Derby assumed her post in January 2003, replacing supervisor John McGee.

But an internal ACC staff document, dated March 11, 2004, describes discussions taking place in Washington between TEP and Vice President Dick Cheney's controversial energy task force. According to the ACC document, those discussions included federal officials from the Forest Service, the DOE and the Bureau of Land Management. Under a section tilted "White House Task Force Discussions," the report notes that "the results of those discussions were encouraging" in terms of "expediting the environmental evaluations process."

Regardless, plenty of individuals close to the action describe a project hamstrung between federal and state route preferences. At the same time, TEP now faces trouble on a different front: The ACC is expected to open a separate series of hearings to discuss the so-called "Marshall Plan," named after retired engineer and Santa Cruz Valley activist Marshall Magruder. For years, Magruder has argued that a less-intrusive 46-kv line would fulfill the electricity reliability needs of Nogales.
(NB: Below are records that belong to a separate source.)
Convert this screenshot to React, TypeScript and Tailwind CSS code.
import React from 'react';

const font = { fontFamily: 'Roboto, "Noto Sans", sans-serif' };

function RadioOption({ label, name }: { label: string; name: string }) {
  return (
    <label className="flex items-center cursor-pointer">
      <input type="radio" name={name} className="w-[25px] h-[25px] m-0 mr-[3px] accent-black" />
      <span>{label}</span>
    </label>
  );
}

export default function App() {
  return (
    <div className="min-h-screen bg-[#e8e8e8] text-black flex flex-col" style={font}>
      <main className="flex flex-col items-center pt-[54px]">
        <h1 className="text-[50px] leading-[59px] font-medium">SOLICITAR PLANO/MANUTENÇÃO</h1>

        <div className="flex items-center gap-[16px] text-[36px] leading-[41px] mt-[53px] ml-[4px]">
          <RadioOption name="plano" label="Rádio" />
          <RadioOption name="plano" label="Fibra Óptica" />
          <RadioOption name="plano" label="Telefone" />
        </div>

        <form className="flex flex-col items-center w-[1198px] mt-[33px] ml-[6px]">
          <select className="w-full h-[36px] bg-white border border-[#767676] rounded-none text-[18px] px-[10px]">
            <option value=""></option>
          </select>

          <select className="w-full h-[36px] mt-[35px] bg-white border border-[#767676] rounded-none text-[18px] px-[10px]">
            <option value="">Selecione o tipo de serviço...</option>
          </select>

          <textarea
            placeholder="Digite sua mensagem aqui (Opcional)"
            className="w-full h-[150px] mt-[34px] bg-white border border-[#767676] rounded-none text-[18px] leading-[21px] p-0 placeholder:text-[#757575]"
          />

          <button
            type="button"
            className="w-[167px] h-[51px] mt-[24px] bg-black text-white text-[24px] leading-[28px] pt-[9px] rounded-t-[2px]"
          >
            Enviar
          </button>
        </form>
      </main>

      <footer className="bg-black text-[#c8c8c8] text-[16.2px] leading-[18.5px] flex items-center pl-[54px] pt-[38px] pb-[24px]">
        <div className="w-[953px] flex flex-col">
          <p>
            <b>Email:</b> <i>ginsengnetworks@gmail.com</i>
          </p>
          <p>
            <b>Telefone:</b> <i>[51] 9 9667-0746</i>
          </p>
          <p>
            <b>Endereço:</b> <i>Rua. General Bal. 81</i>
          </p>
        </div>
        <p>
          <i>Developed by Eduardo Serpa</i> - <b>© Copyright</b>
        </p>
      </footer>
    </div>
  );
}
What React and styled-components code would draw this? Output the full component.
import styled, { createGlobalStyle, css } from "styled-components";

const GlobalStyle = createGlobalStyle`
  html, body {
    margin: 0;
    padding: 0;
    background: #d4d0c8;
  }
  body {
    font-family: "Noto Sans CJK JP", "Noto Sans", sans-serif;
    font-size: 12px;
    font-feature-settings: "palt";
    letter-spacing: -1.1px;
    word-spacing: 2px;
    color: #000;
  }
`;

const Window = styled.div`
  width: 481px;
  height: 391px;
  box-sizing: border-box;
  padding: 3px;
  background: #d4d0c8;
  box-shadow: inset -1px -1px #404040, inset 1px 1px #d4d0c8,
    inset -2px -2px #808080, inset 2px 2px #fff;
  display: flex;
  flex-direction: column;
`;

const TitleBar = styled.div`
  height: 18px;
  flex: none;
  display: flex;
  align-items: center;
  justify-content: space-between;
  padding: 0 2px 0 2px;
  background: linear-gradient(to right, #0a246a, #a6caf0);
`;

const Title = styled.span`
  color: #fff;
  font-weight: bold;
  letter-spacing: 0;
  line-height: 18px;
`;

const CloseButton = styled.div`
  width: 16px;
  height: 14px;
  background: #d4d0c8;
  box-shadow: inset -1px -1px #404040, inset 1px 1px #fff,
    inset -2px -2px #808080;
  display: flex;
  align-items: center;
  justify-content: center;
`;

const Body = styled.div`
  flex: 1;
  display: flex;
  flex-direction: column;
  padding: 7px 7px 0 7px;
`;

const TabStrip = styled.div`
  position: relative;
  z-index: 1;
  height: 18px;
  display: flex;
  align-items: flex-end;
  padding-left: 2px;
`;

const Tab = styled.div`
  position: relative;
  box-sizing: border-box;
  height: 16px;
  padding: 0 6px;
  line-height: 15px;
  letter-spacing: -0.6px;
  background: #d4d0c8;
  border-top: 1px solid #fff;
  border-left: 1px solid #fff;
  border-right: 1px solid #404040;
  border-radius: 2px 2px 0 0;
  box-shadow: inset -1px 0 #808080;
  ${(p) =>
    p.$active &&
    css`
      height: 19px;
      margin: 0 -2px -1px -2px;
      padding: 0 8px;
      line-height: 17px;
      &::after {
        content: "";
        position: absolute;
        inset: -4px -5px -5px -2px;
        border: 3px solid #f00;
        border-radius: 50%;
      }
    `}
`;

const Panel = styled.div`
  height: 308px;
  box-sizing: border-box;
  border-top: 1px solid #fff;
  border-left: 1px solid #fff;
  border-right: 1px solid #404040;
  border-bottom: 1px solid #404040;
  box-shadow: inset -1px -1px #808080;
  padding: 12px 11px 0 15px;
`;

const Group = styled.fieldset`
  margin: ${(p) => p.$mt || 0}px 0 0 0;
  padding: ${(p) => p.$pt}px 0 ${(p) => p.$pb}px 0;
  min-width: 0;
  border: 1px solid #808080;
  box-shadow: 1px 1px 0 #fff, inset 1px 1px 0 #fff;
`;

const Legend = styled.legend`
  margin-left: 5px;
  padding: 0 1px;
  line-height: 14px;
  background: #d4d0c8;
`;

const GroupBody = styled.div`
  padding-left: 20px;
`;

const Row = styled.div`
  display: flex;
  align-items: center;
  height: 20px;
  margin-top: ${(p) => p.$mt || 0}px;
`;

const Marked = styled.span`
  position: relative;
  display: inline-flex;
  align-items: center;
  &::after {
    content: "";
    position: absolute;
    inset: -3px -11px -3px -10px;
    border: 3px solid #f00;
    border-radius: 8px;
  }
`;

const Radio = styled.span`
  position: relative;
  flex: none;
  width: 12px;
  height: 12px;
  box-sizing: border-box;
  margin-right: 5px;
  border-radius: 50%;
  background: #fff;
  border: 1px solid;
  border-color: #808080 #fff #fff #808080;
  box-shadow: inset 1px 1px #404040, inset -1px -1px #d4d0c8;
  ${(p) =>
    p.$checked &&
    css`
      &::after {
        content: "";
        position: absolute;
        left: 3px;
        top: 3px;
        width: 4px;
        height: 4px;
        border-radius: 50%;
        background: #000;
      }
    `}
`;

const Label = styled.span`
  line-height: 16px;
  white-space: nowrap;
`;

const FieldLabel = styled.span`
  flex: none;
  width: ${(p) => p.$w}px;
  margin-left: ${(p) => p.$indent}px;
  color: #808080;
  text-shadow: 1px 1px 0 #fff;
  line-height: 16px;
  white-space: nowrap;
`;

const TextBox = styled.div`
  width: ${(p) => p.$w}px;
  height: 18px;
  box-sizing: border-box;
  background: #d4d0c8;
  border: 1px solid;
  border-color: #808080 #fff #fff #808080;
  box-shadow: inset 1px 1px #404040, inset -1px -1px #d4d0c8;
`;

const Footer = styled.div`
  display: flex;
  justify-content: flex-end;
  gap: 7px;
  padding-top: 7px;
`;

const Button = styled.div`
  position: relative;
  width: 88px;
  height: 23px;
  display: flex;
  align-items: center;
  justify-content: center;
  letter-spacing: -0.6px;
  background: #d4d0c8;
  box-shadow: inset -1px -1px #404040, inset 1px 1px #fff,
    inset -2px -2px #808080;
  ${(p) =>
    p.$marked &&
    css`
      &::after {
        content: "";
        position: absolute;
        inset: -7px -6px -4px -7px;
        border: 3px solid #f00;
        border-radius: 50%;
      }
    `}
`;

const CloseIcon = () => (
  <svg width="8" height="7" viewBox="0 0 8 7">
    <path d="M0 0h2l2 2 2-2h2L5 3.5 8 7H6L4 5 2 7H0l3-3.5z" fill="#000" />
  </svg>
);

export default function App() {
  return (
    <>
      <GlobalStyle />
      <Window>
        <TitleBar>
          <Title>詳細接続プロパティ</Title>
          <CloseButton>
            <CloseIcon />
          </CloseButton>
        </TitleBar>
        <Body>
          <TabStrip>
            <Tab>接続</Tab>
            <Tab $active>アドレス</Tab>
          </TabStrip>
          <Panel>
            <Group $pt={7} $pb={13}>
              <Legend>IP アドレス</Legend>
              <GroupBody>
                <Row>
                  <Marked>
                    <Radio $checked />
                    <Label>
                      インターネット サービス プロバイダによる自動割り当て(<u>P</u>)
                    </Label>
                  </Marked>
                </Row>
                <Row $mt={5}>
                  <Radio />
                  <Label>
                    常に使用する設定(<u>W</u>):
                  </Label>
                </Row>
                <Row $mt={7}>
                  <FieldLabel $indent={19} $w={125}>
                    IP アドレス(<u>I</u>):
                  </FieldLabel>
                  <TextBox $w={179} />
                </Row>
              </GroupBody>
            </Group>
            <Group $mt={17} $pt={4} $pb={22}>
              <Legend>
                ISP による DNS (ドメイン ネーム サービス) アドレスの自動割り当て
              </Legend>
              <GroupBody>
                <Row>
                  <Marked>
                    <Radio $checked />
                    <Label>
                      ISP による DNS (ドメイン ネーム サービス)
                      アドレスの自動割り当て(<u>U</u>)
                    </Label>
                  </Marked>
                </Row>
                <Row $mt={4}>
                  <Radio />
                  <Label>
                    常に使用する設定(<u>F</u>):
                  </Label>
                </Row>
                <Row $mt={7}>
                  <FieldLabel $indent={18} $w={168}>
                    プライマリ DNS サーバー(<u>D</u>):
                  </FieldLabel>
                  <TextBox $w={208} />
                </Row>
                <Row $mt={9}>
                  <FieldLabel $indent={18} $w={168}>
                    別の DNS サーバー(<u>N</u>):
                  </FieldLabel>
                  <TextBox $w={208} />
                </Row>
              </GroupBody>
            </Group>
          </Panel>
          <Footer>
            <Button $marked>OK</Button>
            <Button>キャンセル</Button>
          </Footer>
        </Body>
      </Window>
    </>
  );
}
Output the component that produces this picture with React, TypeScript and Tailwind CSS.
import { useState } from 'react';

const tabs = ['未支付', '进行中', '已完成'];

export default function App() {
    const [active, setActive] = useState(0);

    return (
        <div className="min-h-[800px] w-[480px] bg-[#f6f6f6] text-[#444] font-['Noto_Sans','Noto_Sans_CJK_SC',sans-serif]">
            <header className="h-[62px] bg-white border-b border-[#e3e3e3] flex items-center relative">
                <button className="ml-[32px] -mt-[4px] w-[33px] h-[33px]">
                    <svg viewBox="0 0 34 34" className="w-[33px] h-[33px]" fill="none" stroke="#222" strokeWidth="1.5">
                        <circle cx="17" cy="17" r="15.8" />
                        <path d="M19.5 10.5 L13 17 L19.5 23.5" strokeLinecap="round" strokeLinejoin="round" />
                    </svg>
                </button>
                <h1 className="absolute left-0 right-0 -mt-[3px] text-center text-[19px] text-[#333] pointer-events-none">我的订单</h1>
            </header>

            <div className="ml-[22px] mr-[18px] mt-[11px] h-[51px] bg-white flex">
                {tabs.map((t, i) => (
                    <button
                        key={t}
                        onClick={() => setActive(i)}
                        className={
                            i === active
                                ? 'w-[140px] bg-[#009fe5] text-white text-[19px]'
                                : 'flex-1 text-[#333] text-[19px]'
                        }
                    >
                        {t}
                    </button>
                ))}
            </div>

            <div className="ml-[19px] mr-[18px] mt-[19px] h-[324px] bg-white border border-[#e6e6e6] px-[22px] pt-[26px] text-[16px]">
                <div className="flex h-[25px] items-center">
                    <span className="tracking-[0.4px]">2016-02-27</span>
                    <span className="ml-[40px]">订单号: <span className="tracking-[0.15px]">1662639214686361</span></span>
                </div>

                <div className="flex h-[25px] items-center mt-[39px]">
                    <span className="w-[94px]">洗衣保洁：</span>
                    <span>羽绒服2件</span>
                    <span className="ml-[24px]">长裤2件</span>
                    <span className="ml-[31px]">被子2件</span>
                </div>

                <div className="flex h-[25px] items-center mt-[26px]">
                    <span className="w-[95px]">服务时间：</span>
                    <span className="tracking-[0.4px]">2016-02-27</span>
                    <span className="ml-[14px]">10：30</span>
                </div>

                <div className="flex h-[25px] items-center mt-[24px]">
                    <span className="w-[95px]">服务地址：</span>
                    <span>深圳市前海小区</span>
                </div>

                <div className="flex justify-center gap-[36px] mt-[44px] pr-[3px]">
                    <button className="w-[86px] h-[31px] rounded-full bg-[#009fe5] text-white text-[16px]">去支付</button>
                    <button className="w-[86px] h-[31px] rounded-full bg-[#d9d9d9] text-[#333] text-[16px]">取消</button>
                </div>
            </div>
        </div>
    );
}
But since that alternative has not been officially evaluated, the ACC is expected to create a separate process for doing so.

"If separating the two means we could solve our needs in Santa Cruz County," says Magruder, "we don't need the 345-kv line."

And that could be the beginning of the end for Tucson Electric's hopes for a massive, 345-kv connection to Mexico. "TEP has already been discussing the timing of this, for tax purposes," Magruder says.

Is TEP preparing to write-off the approximately $9 million--spent for project environmental studies--and simply call it a day?

"That's certainly one possibility," says a source close to the regulatory process, who asked not to be named. "Part of TEP's overall motivation (for helping Nogales) was making that international connection with Mexico."